Julio César Morales awarded Joan Mitchell Foundation Grant

Gallery Wendi Norris proudly congratulates Julio César Morales on receiving a Joan Mitchell Foundation 2020 Painters and Sculptors Grant. 

Every year, the Joan Mitchell Foundation awards 25 artists with $25,000 in unrestricted funds. In this moment of profound change and contraction within the arts landscape, the Foundation felt it was particularly important to continue with this annual grants cycle, providing artists with flexible financial support as well as the recognition essential to career progress.

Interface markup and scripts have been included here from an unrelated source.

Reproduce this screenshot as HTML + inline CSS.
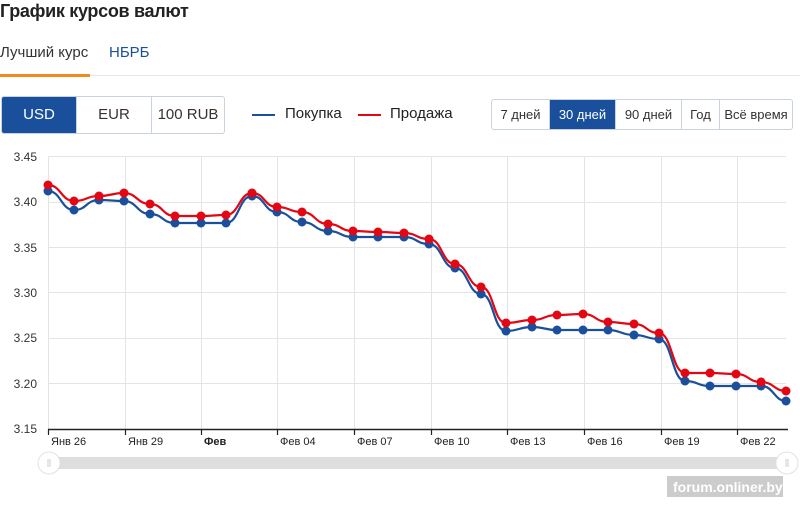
<!DOCTYPE html>
<html><head><meta charset="utf-8"><style>
body{margin:0;width:800px;height:509px;background:#fff;font-family:"Liberation Sans",sans-serif;position:relative;overflow:hidden;color:#222}
.abs{position:absolute}
h1{position:absolute;left:0;top:1px;margin:0;font-size:18px;font-weight:bold;color:#222;letter-spacing:-0.3px}
.tab{position:absolute;top:44px;font-size:15px}
.btns{position:absolute;display:flex;border:1px solid #c9d3dd;border-radius:3px;overflow:hidden}
.btns div{border-left:1px solid #c9d3dd;text-align:center;color:#333}
.btns div:first-child{border-left:none}
.btns .on{background:#1a4f9c;color:#fff}
</style></head><body>
<h1>График курсов валют</h1>
<div class="tab" style="left:0;color:#333">Лучший курс</div>
<div class="tab" style="left:109px;color:#1a4f9c">НБРБ</div>
<div class="abs" style="left:0;top:74px;width:90px;height:3px;background:#f08c1e"></div>
<div class="abs" style="left:90px;top:75px;width:710px;height:1px;background:#e6e6e6"></div>

<div class="btns" style="left:1px;top:96px;height:36px;font-size:15px;line-height:36px">
<div class="on" style="width:74px">USD</div><div style="width:74px">EUR</div><div style="width:72px">100 RUB</div></div>

<div class="abs" style="left:252px;top:114px;width:23px;height:2px;background:#1a4f9c"></div>
<div class="abs" style="left:285px;top:105px;font-size:15px">Покупка</div>
<div class="abs" style="left:358px;top:114px;width:23px;height:2px;background:#e30613"></div>
<div class="abs" style="left:390px;top:105px;font-size:15px">Продажа</div>

<div class="btns" style="left:491px;top:99px;height:29px;font-size:13px;line-height:29px">
<div style="width:57px">7 дней</div><div class="on" style="width:65px">30 дней</div><div style="width:65px">90 дней</div><div style="width:37px">Год</div><div style="width:72px">Всё время</div></div>

<svg class="abs" style="left:0;top:0" width="800" height="509">
<g stroke="#e4e4e4" stroke-width="1">
<line x1="48" y1="156.5" x2="786" y2="156.5"/><line x1="48" y1="202.5" x2="786" y2="202.5"/><line x1="48" y1="247.5" x2="786" y2="247.5"/><line x1="48" y1="292.5" x2="786" y2="292.5"/><line x1="48" y1="338.5" x2="786" y2="338.5"/><line x1="48" y1="383.5" x2="786" y2="383.5"/>
<line x1="48.5" y1="156" x2="48.5" y2="429"/><line x1="125.5" y1="156" x2="125.5" y2="429"/><line x1="201.5" y1="156" x2="201.5" y2="429"/><line x1="277.5" y1="156" x2="277.5" y2="429"/><line x1="354.5" y1="156" x2="354.5" y2="429"/><line x1="431.5" y1="156" x2="431.5" y2="429"/><line x1="507.5" y1="156" x2="507.5" y2="429"/><line x1="584.5" y1="156" x2="584.5" y2="429"/><line x1="661.5" y1="156" x2="661.5" y2="429"/><line x1="737.5" y1="156" x2="737.5" y2="429"/>
</g>
<line x1="48" y1="429.5" x2="788" y2="429.5" stroke="#222" stroke-width="1.5"/>
<g stroke="#222" stroke-width="1.2">
<line x1="48.5" y1="429" x2="48.5" y2="435"/><line x1="125.5" y1="429" x2="125.5" y2="435"/><line x1="201.5" y1="429" x2="201.5" y2="435"/><line x1="277.5" y1="429" x2="277.5" y2="435"/><line x1="354.5" y1="429" x2="354.5" y2="435"/><line x1="431.5" y1="429" x2="431.5" y2="435"/><line x1="507.5" y1="429" x2="507.5" y2="435"/><line x1="584.5" y1="429" x2="584.5" y2="435"/><line x1="661.5" y1="429" x2="661.5" y2="435"/><line x1="737.5" y1="429" x2="737.5" y2="435"/>
</g>
<g font-family="Liberation Sans,sans-serif" font-size="12" fill="#333" text-anchor="end">
<text x="37" y="161">3.45</text><text x="37" y="206">3.40</text><text x="37" y="252">3.35</text><text x="37" y="297">3.30</text><text x="37" y="342">3.25</text><text x="37" y="388">3.20</text><text x="37" y="433">3.15</text>
</g>
<g font-family="Liberation Sans,sans-serif" font-size="11" fill="#222">
<text x="51" y="445">Янв 26</text><text x="128" y="445">Янв 29</text><text x="204" y="445" font-weight="bold">Фев</text><text x="280" y="445">Фев 04</text><text x="357" y="445">Фев 07</text><text x="434" y="445">Фев 10</text><text x="510" y="445">Фев 13</text><text x="587" y="445">Фев 16</text><text x="664" y="445">Фев 19</text><text x="740" y="445">Фев 22</text>
</g>
<path fill="none" stroke="#1a4f9c" stroke-width="2.2" d="M48 191 C61 191 61 210 74 210 S86 200 99 200 S111 201 124 201 S137 214 150 214 S162 223 175 223 S188 223 201 223 S213 223 226 223 S239 196 252 196 S264 212 277 212 S289 222 302 222 S315 231 328 231 S340 237 353 237 S365 237 378 237 S391 237 404 237 S416 244 429 244 S442 268 455 268 S468 294 481 294 S493 331 506 331 S519 327 532 327 S544 330 557 330 S570 330 583 330 S595 330 608 330 S621 335 634 335 S646 339 659 339 S672 381 685 381 S697 386 710 386 S723 386 736 386 S748 386 761 386 S774 401 786 401"/>
<path fill="none" stroke="#e30613" stroke-width="2.2" d="M48 185 C61 185 61 201 74 201 S86 196 99 196 S111 193 124 193 S137 204 150 204 S162 216 175 216 S188 216 201 216 S213 215 226 215 S239 193 252 193 S264 207 277 207 S289 212 302 212 S315 224 328 224 S340 231 353 231 S365 232 378 232 S391 233 404 233 S416 239 429 239 S442 264 455 264 S468 287 481 287 S493 323 506 323 S519 320 532 320 S544 315 557 315 S570 314 583 314 S595 322 608 322 S621 324 634 324 S646 333 659 333 S672 373 685 373 S697 373 710 373 S723 374 736 374 S748 382 761 382 S774 391 786 391"/>
<g fill="#1a4f9c">
<circle cx="48" cy="191" r="4.5"/><circle cx="74" cy="210" r="4.5"/><circle cx="99" cy="200" r="4.5"/><circle cx="124" cy="201" r="4.5"/><circle cx="150" cy="214" r="4.5"/><circle cx="175" cy="223" r="4.5"/><circle cx="201" cy="223" r="4.5"/><circle cx="226" cy="223" r="4.5"/><circle cx="252" cy="196" r="4.5"/><circle cx="277" cy="212" r="4.5"/><circle cx="302" cy="222" r="4.5"/><circle cx="328" cy="231" r="4.5"/><circle cx="353" cy="237" r="4.5"/><circle cx="378" cy="237" r="4.5"/><circle cx="404" cy="237" r="4.5"/><circle cx="429" cy="244" r="4.5"/><circle cx="455" cy="268" r="4.5"/><circle cx="481" cy="294" r="4.5"/><circle cx="506" cy="331" r="4.5"/><circle cx="532" cy="327" r="4.5"/><circle cx="557" cy="330" r="4.5"/><circle cx="583" cy="330" r="4.5"/><circle cx="608" cy="330" r="4.5"/><circle cx="634" cy="335" r="4.5"/><circle cx="659" cy="339" r="4.5"/><circle cx="685" cy="381" r="4.5"/><circle cx="710" cy="386" r="4.5"/><circle cx="736" cy="386" r="4.5"/><circle cx="761" cy="386" r="4.5"/><circle cx="786" cy="401" r="4.5"/>
</g>
<g fill="#e30613">
<circle cx="48" cy="185" r="4.5"/><circle cx="74" cy="201" r="4.5"/><circle cx="99" cy="196" r="4.5"/><circle cx="124" cy="193" r="4.5"/><circle cx="150" cy="204" r="4.5"/><circle cx="175" cy="216" r="4.5"/><circle cx="201" cy="216" r="4.5"/><circle cx="226" cy="215" r="4.5"/><circle cx="252" cy="193" r="4.5"/><circle cx="277" cy="207" r="4.5"/><circle cx="302" cy="212" r="4.5"/><circle cx="328" cy="224" r="4.5"/><circle cx="353" cy="231" r="4.5"/><circle cx="378" cy="232" r="4.5"/><circle cx="404" cy="233" r="4.5"/><circle cx="429" cy="239" r="4.5"/><circle cx="455" cy="264" r="4.5"/><circle cx="481" cy="287" r="4.5"/><circle cx="506" cy="323" r="4.5"/><circle cx="532" cy="320" r="4.5"/><circle cx="557" cy="315" r="4.5"/><circle cx="583" cy="314" r="4.5"/><circle cx="608" cy="322" r="4.5"/><circle cx="634" cy="324" r="4.5"/><circle cx="659" cy="333" r="4.5"/><circle cx="685" cy="373" r="4.5"/><circle cx="710" cy="373" r="4.5"/><circle cx="736" cy="374" r="4.5"/><circle cx="761" cy="382" r="4.5"/><circle cx="786" cy="391" r="4.5"/>
</g>
<rect x="48" y="457" width="740" height="12" fill="#dedede"/>
<circle cx="49" cy="463" r="11" fill="#fff" stroke="#e2e2e2"/>
<circle cx="787" cy="463" r="11" fill="#fff" stroke="#e2e2e2"/>
<g stroke="#ccc"><line x1="48" y1="459" x2="48" y2="467"/><line x1="50" y1="459" x2="50" y2="467"/><line x1="786" y1="459" x2="786" y2="467"/><line x1="788" y1="459" x2="788" y2="467"/></g>
<rect x="667" y="476" width="116" height="21" fill="#aaa" opacity="0.6"/>
<text x="673" y="492" font-family="Liberation Sans,sans-serif" font-size="14" font-weight="bold" fill="#fff">forum.onliner.by</text>
</svg>
</body></html>
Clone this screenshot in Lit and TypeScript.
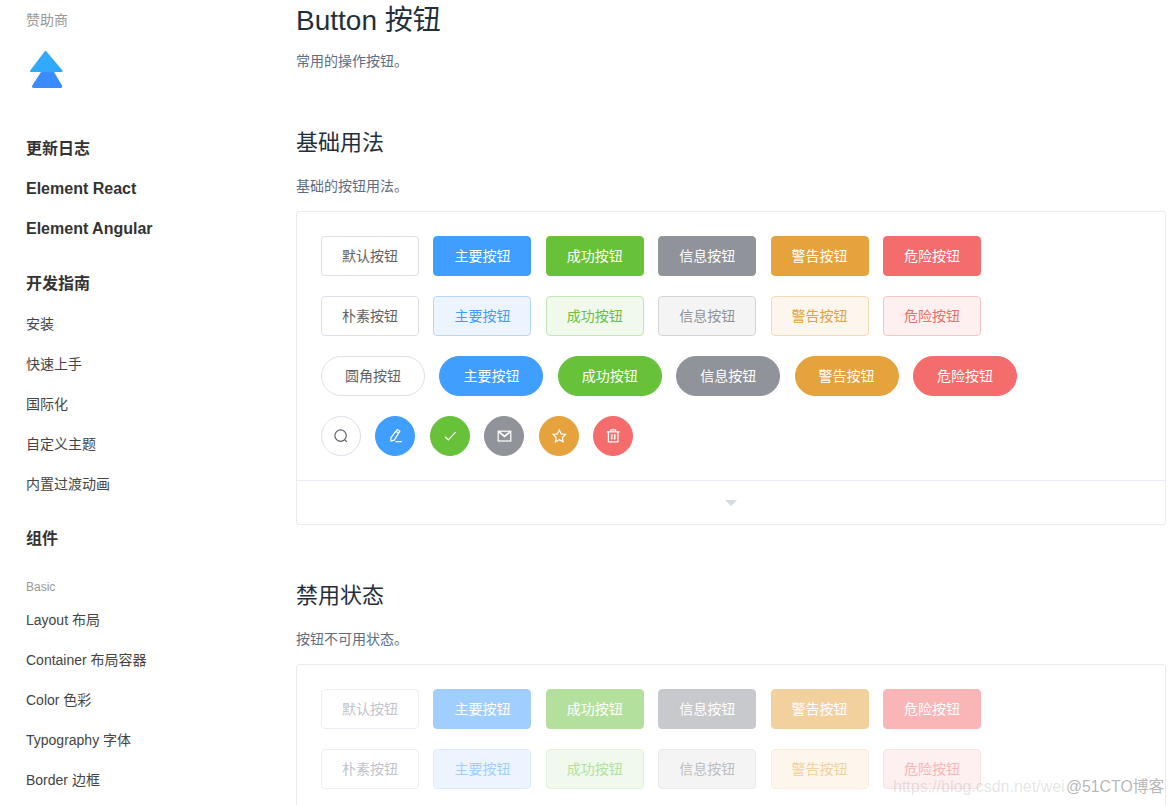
import { LitElement, html, css, svg } from "lit";
import { customElement } from "lit/decorators.js";

const kinds = ["default", "primary", "success", "info", "warning", "danger"];
const labels = ["默认按钮", "主要按钮", "成功按钮", "信息按钮", "警告按钮", "危险按钮"];
const plainLabels = ["朴素按钮", ...labels.slice(1)];
const roundLabels = ["圆角按钮", ...labels.slice(1)];

const icons = [
  svg`<circle cx="7.6" cy="7.6" r="5.7"/><path d="M12 12l1.800 1.800"/>`,
  svg`<path d="M10.200 1.500l2.600 1.600-5.400 8.800-3.400 1.300-.1-3.400z"/><path d="M9 3.500l2.600 1.600M8.500 13.700h6.300"/>`,
  svg`<path d="M3 8.700l3.300 3.100 7.300-7.600"/>`,
  svg`<rect x="2.200" y="3.200" width="12.600" height="9.800"/><path d="M2.600 3.600l5.900 4.800 5.900-4.800" stroke-width="1.700"/>`,
  svg`<path d="M8.300 2l1.900 3.900 4.300.6-3.100 3 .7 4.300-3.800-2-3.800 2 .7-4.300-3.100-3 4.300-.6z"/>`,
  svg`<path d="M1.800 3.800h12.800M5.800 3.800V1.800h4.800v2M3.400 3.800v10h9.600v-10" /><path d="M6.700 6.200v5.200M9.700 6.200v5.200" stroke-width="1.600"/>`,
];

@customElement("app-root")
export class AppRoot extends LitElement {
  static styles = css`
    :host {
      display: block;
      height: 805px;
      overflow: hidden;
      position: relative;
      background: #fff;
      font-family: "Liberation Sans", "Noto Sans CJK SC", sans-serif;
    }
    .page { display: flex; align-items: flex-start; }
    .side { width: 270px; padding-left: 26px; flex: none; color: #333; }
    .sponsor { font-size: 14px; line-height: 20px; padding-top: 10px; color: #999; }
    .logo { display: block; margin: 20px 0 0 3px; width: 36px; height: 42px; }
    .group { font-size: 16px; font-weight: bold; line-height: 40px; color: #333; }
    .first { margin-top: 37px; }
    .gap { margin-top: 15px; }
    .item { font-size: 14px; line-height: 40px; color: #444; }
    .sub { font-size: 12px; line-height: 26px; color: #999; margin-top: 15px; }
    .main { flex: 1; margin-right: 8px; min-width: 0; color: #1f2f3d; }
    h2 { margin: 0; padding-top: 1px; font-size: 28px; font-weight: 400; line-height: 40px; }
    h3 { margin: 0; font-size: 22px; font-weight: 400; line-height: 30px; }
    p { margin: 0; font-size: 14px; line-height: 22px; color: #5e6d82; }
    .lead { margin-top: 9px; }
    .h1st { margin-top: 56px; }
    .h2nd { margin-top: 56px; }
    .desc { margin: 17px 0 14px; }
    .box { border: 1px solid #ebebeb; border-radius: 3px; }
    .demo { padding: 24px; display: flex; flex-direction: column; gap: 20px; }
    .row { display: flex; gap: 14.4px; }
    .foot { height: 43px; border-top: 1px solid #eaeefb; display: flex; align-items: center; justify-content: center; }
    .caret { width: 0; height: 0; border: 6px solid transparent; border-top: 6px solid #d3dce6; border-bottom: 0; }
    .btn {
      box-sizing: border-box; width: 98px; height: 40px; flex: none;
      display: flex; align-items: center; justify-content: center;
      font-size: 14px; border: 1px solid #dcdfe6; border-radius: 4px;
      color: #606266; background: #fff; padding-bottom: 2px;
    }
    .round { width: 104px; border-radius: 20px; }
    .circle { width: 40px; border-radius: 50%; padding: 0; }
    .circle svg { width: 16px; height: 16px; fill: none; stroke: currentColor; stroke-width: 1.2; }
    .primary { background: #409eff; border-color: #409eff; color: #fff; }
    .success { background: #67c23a; border-color: #67c23a; color: #fff; }
    .info { background: #909399; border-color: #909399; color: #fff; }
    .warning { background: #e6a23c; border-color: #e6a23c; color: #fff; }
    .danger { background: #f56c6c; border-color: #f56c6c; color: #fff; }
    .plain.primary { background: #ecf5ff; border-color: #b3d8ff; color: #409eff; }
    .plain.success { background: #f0f9eb; border-color: #c2e7b0; color: #67c23a; }
    .plain.info { background: #f4f4f5; border-color: #d3d4d6; color: #909399; }
    .plain.warning { background: #fdf6ec; border-color: #f5dab1; color: #e6a23c; }
    .plain.danger { background: #fef0f0; border-color: #fbc4c4; color: #f56c6c; }
    .dis.default { color: #c0c4cc; border-color: #ebeef5; }
    .dis.primary { background: #a0cfff; border-color: #a0cfff; }
    .dis.success { background: #b3e19d; border-color: #b3e19d; }
    .dis.info { background: #c8c9cc; border-color: #c8c9cc; }
    .dis.warning { background: #f3d19e; border-color: #f3d19e; }
    .dis.danger { background: #fab6b6; border-color: #fab6b6; }
    .dis.plain.primary { background: #ecf5ff; border-color: #d9ecff; color: #a0cfff; }
    .dis.plain.success { background: #f0f9eb; border-color: #e1f3d8; color: #b3e19d; }
    .dis.plain.info { background: #f4f4f5; border-color: #e9e9eb; color: #bcbec2; }
    .dis.plain.warning { background: #fdf6ec; border-color: #faecd8; color: #f3d19e; }
    .dis.plain.danger { background: #fef0f0; border-color: #fde2e2; color: #fab6b6; }
    .mark { position: absolute; left: 893px; top: 776px; font-size: 16px; line-height: 22px; color: rgba(120,120,120,.2); white-space: nowrap; }
    .mark2 { position: absolute; left: 1066px; top: 776px; font-size: 15.8px; line-height: 22px; color: rgba(90,90,90,.45); white-space: nowrap; }
  `;

  row(names: string[], cls = "") {
    return html`<div class="row">${names.map((n, i) => html`<div class="btn ${kinds[i]} ${cls}">${n}</div>`)}</div>`;
  }

  render() {
    return html`
      <div class="page">
        <aside class="side">
          <div class="sponsor">赞助商</div>
          <svg class="logo" viewBox="0 0 36 42">
            <path d="M4.500 38a1.500 1.500 0 0 1-1.200-2.400L12 22h13l8 13.600A1.500 1.500 0 0 1 31.700 38z" fill="#3a8bff"/>
            <path d="M17 1l16.500 19.600A1 1 0 0 1 33 22H2a1 1 0 0 1-.8-1.600L16 1a.7.7 0 0 1 1 0z" fill="#30a9ff"/>
          </svg>
          <div class="group first">更新日志</div>
          <div class="group">Element React</div>
          <div class="group">Element Angular</div>
          <div class="group gap">开发指南</div>
          <div class="item">安装</div>
          <div class="item">快速上手</div>
          <div class="item">国际化</div>
          <div class="item">自定义主题</div>
          <div class="item">内置过渡动画</div>
          <div class="group gap">组件</div>
          <div class="sub">Basic</div>
          <div class="item">Layout 布局</div>
          <div class="item">Container 布局容器</div>
          <div class="item">Color 色彩</div>
          <div class="item">Typography 字体</div>
          <div class="item">Border 边框</div>
        </aside>
        <main class="main">
          <h2>Button 按钮</h2>
          <p class="lead">常用的操作按钮。</p>
          <h3 class="h1st">基础用法</h3>
          <p class="desc">基础的按钮用法。</p>
          <section class="box">
            <div class="demo">
              ${this.row(labels)}
              ${this.row(plainLabels, "plain")}
              ${this.row(roundLabels, "round")}
              <div class="row">${icons.map((ic, i) => html`<div class="btn circle ${kinds[i]}"><svg viewBox="0 0 16 16">${ic}</svg></div>`)}</div>
            </div>
            <div class="foot"><div class="caret"></div></div>
          </section>
          <h3 class="h2nd">禁用状态</h3>
          <p class="desc">按钮不可用状态。</p>
          <section class="box">
            <div class="demo">
              ${this.row(labels, "dis")}
              ${this.row(plainLabels, "dis plain")}
            </div>
          </section>
        </main>
      </div>
      <div class="mark">https://blog.csdn.net/wei</div>
      <div class="mark2">@51CTO博客</div>
    `;
  }
}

"The Foundation first launched the Painters & Sculptors Grants 27 years ago with the vision to support and nurture the lives and careers of working artists, recognizing that creative endeavor is best supported through robust and unrestricted financial support. This year, the $625,000 in unrestricted funds awarded through the Painters & Sculptors Grants builds on the nearly $1,000,000 in relief funding that the Foundation will have given by year's end to the coalition efforts Artist Relief and Creative Response NOLA, and direct aid to former grant recipients in need. All of these efforts are made possible by artist Joan Mitchell’s foresight to establish, in her will, a Foundation that serves the ongoing and changing needs of working artists,” said Christa Blatchford, Executive Director of the Joan Mitchell Foundation. “We are delighted to be able to recognize the artistic achievements of our new grantees and to continue to offer important lines of support, especially in a year that has brought particular challenges to the artistic community.”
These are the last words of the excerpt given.